Luego del reportaje de Farrow, decenas de actrices han expuesto públicamente el acoso al que las sometían Weinstein y otros directores. Molly Ringwald -protagonista de Pretty in pink y una de mis heroínas de adolescencia- publicó su testimonio en el New Yorker en una nota titulada "Todos los otros Harvey Weinstein". En aquel texto contó que cuando tenía 14 años tuvo que soportar que un director de cine, un hombre maduro y casado, le metiera su lengua en la boca. Otro miembro del equipo la acorraló y abrazó hasta hacerla sentir su erección. Cuando tenía 20 –recordó la actriz-, un director la sometió a un ensayo humillante, obligando a su compañero de escena a ponerle en el cuello un collar de perros, algo que no estaba ni remotamente considerado en el guión, pero que satisfacía algún tipo de fantasía del realizador. "Lo siento", le susurró el actor a Ringwald mientras obedecía las órdenes. Todo eso ocurrió en frente de equipos de trabajo-hombres y mujeres- que prefirieron no intervenir. Molly Ringwald contó que después del ensayo en donde actuó una escena romántica con un collar de perro, lloró sola en un estacionamiento. Enseguida llamó a su agente describiéndole lo sucedido. El agente se rió y le dijo que ahora tendría algo que contar para cuando escribiera sus memorias. Tiempo más tarde, Ringwald abandonó el cine y se mudó a París.

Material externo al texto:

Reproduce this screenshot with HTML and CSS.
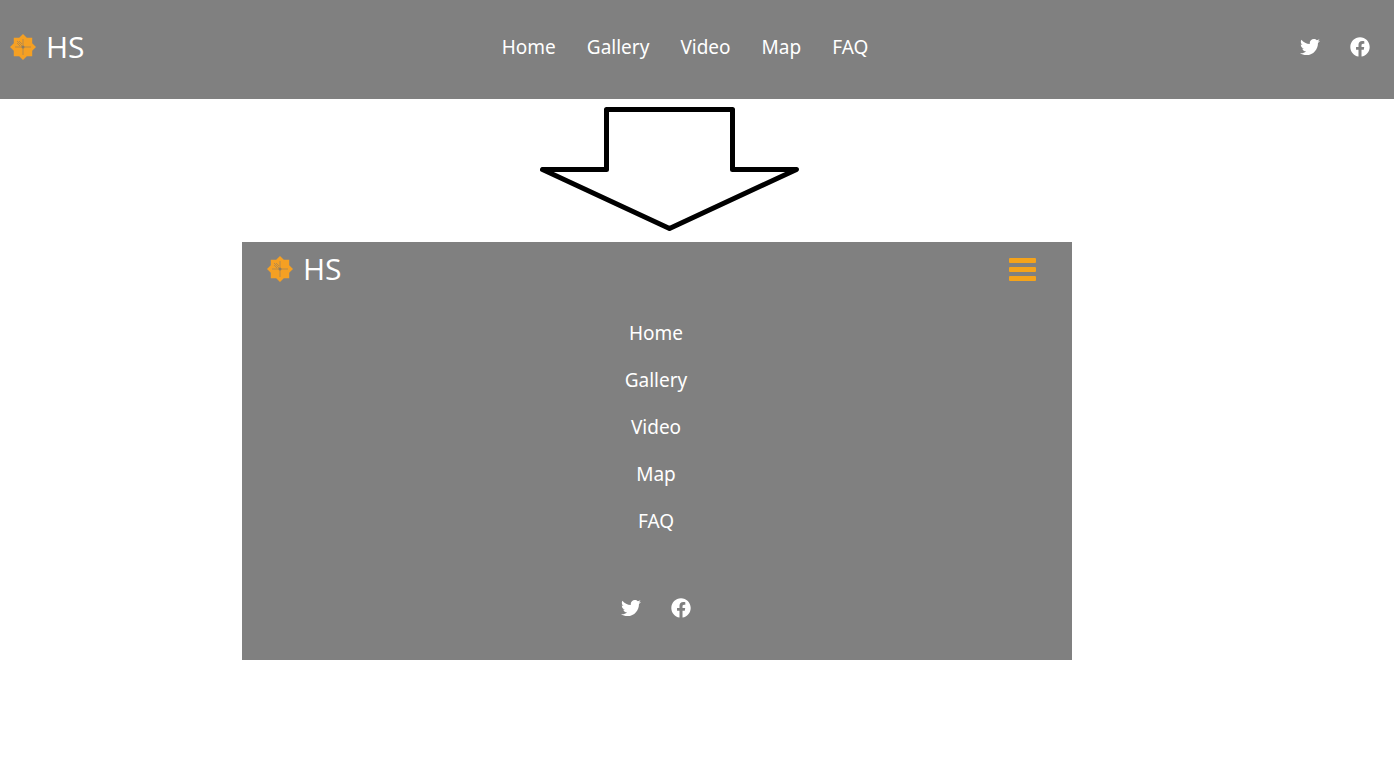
FILE: index.html
```html
<!DOCTYPE html>
<html lang="en">
<head>
<meta charset="utf-8">
<meta name="viewport" content="width=device-width, initial-scale=1">
<title>HS</title>
<link rel="stylesheet" href="styles.css">
</head>
<body>
<svg class="sprite" aria-hidden="true">
  <symbol id="star" viewBox="0 0 26 26">
    <path d="M13 0l3.800 3.800h5.400v5.400L26 13l-3.800 3.800v5.400h-5.400L13 26l-3.800-3.800H3.800v-5.400L0 13l3.800-3.800V3.800h5.400z" fill="#f5a023" stroke-linejoin="round"/>
    <path d="M13 5v16M5 13h16M7 7l5 5M9 7l3 3M7 9l3 3" stroke="#b58a4c" stroke-width="1" fill="none"/>
    <circle cx="13" cy="13" r="1.500" fill="#8d7b60"/>
  </symbol>
  <symbol id="twitter" viewBox="0 0 512 512">
    <path fill="currentColor" d="M459.370 151.716c.325 4.548.325 9.097.325 13.645 0 138.720-105.583 298.558-298.558 298.558-59.452 0-114.680-17.219-161.137-47.106 8.447.974 16.568 1.299 25.340 1.299 49.055 0 94.213-16.568 130.274-44.832-46.132-.975-84.792-31.188-98.112-72.772 6.498.974 12.995 1.624 19.818 1.624 9.421 0 18.843-1.300 27.614-3.573-48.081-9.747-84.143-51.980-84.143-102.985v-1.299c13.969 7.797 30.214 12.670 47.431 13.319-28.264-18.843-46.781-51.005-46.781-87.391 0-19.492 5.197-37.360 14.294-52.954 51.655 63.675 129.300 105.258 216.365 109.807-1.624-7.797-2.599-15.918-2.599-24.040 0-57.828 46.782-104.934 104.934-104.934 30.213 0 57.502 12.670 76.670 33.137 23.715-4.548 46.456-13.320 66.599-25.340-7.798 24.366-24.366 44.833-46.132 57.827 21.117-2.273 41.584-8.122 60.426-16.243-14.292 20.791-32.161 39.308-52.628 54.253z"/>
  </symbol>
  <symbol id="facebook" viewBox="0 0 512 512">
    <path fill="currentColor" d="M504 256C504 119 393 8 256 8S8 119 8 256c0 123.780 90.690 226.380 209.250 245V327.690h-63V256h63v-54.640c0-62.150 37-96.480 93.670-96.480 27.140 0 55.520 4.840 55.520 4.840v61h-31.280c-30.800 0-40.410 19.120-40.410 38.730V256h68.780l-11 71.690h-57.780V501C413.310 482.380 504 379.780 504 256z"/>
  </symbol>
</svg>

<header class="navbar">
  <a class="brand" href="#"><svg class="brand-icon" aria-hidden="true"><use href="#star"/></svg>HS</a>
  <nav aria-label="Main">
    <ul class="menu">
      <li><a href="#">Home</a></li>
      <li><a href="#">Gallery</a></li>
      <li><a href="#">Video</a></li>
      <li><a href="#">Map</a></li>
      <li><a href="#">FAQ</a></li>
    </ul>
  </nav>
  <div class="social">
    <a href="#" aria-label="Twitter"><svg><use href="#twitter"/></svg></a>
    <a href="#" aria-label="Facebook"><svg><use href="#facebook"/></svg></a>
  </div>
</header>

<main class="demo">
  <svg class="arrow" viewBox="0 0 260 124" aria-hidden="true">
    <path d="M66.500 2.500h126v60h64L129.500 121.500 2.500 62.500h64z" fill="#fff" stroke="#000" stroke-width="5" stroke-linejoin="round"/>
  </svg>
  <section class="panel">
    <div class="panel-top">
      <a class="brand" href="#"><svg class="brand-icon" aria-hidden="true"><use href="#star"/></svg>HS</a>
      <button class="toggle" type="button" aria-label="Toggle menu"><span></span><span></span><span></span></button>
    </div>
    <nav aria-label="Compact">
      <ul class="menu menu-stacked">
        <li><a href="#">Home</a></li>
        <li><a href="#">Gallery</a></li>
        <li><a href="#">Video</a></li>
        <li><a href="#">Map</a></li>
        <li><a href="#">FAQ</a></li>
      </ul>
    </nav>
    <div class="social social-center">
      <a href="#" aria-label="Twitter"><svg><use href="#twitter"/></svg></a>
      <a href="#" aria-label="Facebook"><svg><use href="#facebook"/></svg></a>
    </div>
  </section>
</main>
</body>
</html>
```

FILE: styles.css
```css
* {
  box-sizing: border-box;
}

body {
  margin: 0;
  background: #fff;
  color: #fff;
  font-family: "Noto Sans", "Open Sans", sans-serif;
  font-size: 19px;
}

a {
  color: inherit;
  text-decoration: none;
}

.sprite {
  display: none;
}

.navbar {
  display: grid;
  grid-template-columns: 1fr auto 1fr;
  align-items: center;
  padding: 21px 24px 27px 0;
  background: #808080;
}

.navbar .brand {
  padding-left: 10px;
  line-height: 51px;
}

.brand {
  display: flex;
  align-items: center;
  gap: 10px;
  font-family: "Open Sans", "Noto Sans", sans-serif;
  font-size: 30px;
  font-weight: 400;
  line-height: 54px;
}

.brand-icon {
  width: 26px;
  height: 26px;
}

.menu {
  display: flex;
  gap: 31px;
  margin: 0;
  padding: 0;
  list-style: none;
  line-height: 28px;
}

.menu-stacked {
  flex-direction: column;
  align-items: center;
  gap: 19px;
  padding: 23px 0 63px;
}

.social {
  display: flex;
  justify-content: flex-end;
  gap: 30px;
}

.social-center {
  justify-content: center;
}

.social svg {
  display: block;
  width: 20px;
  height: 20px;
}

.demo {
  max-width: 1072px;
  padding: 8px 0 24px 242px;
}

.arrow {
  display: block;
  width: 260px;
  height: 124px;
  margin: 0 auto 11px 298px;
}

.panel {
  padding: 0 2px 42px 0;
  background: #808080;
}

.panel-top {
  display: flex;
  align-items: center;
  justify-content: space-between;
  padding: 0 34px 0 25px;
}

.toggle {
  display: grid;
  gap: 4px;
  width: 27px;
  padding: 0;
  border: 0;
  background: none;
  cursor: pointer;
}

.toggle span {
  height: 5px;
  border-radius: 1px;
  background: #f5a31a;
}
```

La historia de Harvey Weinstein no es sólo la de un hombre que acumuló triunfos, dinero y poder que le dieron inmunidad para actuar como un depredador sexual. Su prontuario es también el relato de la forma en que una tribu, que cada tanto hace alarde de cultivar una conciencia delicada y sensible por los problemas de los más débiles, guardó silencio durante décadas sobre los abusos que se cometían bajo sus narices. Un relato sobre la impunidad, sobre el temor que crece en la desventaja de un género sometido a criterios absurdos y también un cuento sobre la manera en que una tribu decide dejar a las víctimas al desamparo, con tal de que el monstruo les siga sonriendo, contagiándolos con su éxito, acurrucándolos bajo su manto de poder.